Years ago, he invented the free ‘call me’ messaging service for subscribers that have run out of airtime. Econet’s latest initiative is tariff zoning based on capacity utilization so that customers in poor rural areas are charged lower tariffs than those in wealthier urban areas.

“I believe that meeting the needs of ordinary people is not mutually exclusive from being a successful, profitable business. We are in constant search for creating greater value for our customers. We are constantly developing products and services that break the barrier,” he says.

Also, Masiyiwa commits considerable time to numerous charities and trusts, including the Rockefeller Foundation, AGRA, which represents smallholder farmers, the United Nations panel for sustainable energy and Kofi Annan’s Africa Progress Panel.

He was appointed by Bill Clinton to serve the Southern African Enterprise Development Fund and sits on the boards of the Nelson Mandela Advisory Committee and Endeavor SA.

One of the most respected Universities in the United States, Morehouse College, where civil rights leader Martin Luther King Junior was educated, recognized Masiyiwa’s humanitarian work and philanthropy with an honorary doctorate.

Perhaps most importantly, he supports 42,000 orphans in South Africa, Zimbabwe, Lesotho and Burundi through the Capernaum Trust, which he established with his wife Tsitsi.

Fellow Zimbabwean entrepreneur Tawanda Nyambirai, the founder and chief executive of TN Holdings, once called Masiyiwa an honest, generous, kind and humble man.

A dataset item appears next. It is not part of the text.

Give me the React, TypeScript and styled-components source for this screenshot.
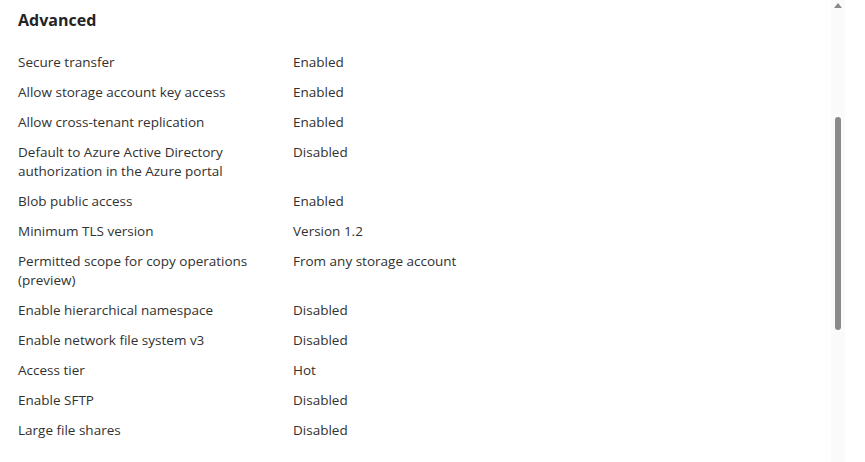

Together with British entrepreneur Richard Branson, Masiyiwa now also runs the Carbon War Room, an international non-profit organization, which helps entrepreneurs develop solutions to fight climate change.

“Strive is passionate about Africa gaining full economic freedom,” Branson wrote in his latest book Screw Business As Usual. He also credited Masiyiwa as one of the people responsible for the communications revolution.

No wonder Masiyiwa is often referred to as the Bill Gates of Africa—a backhanded compliment he takes in his stride.

“I thought Bill was the Strive Masiyiwa of America!” he quips.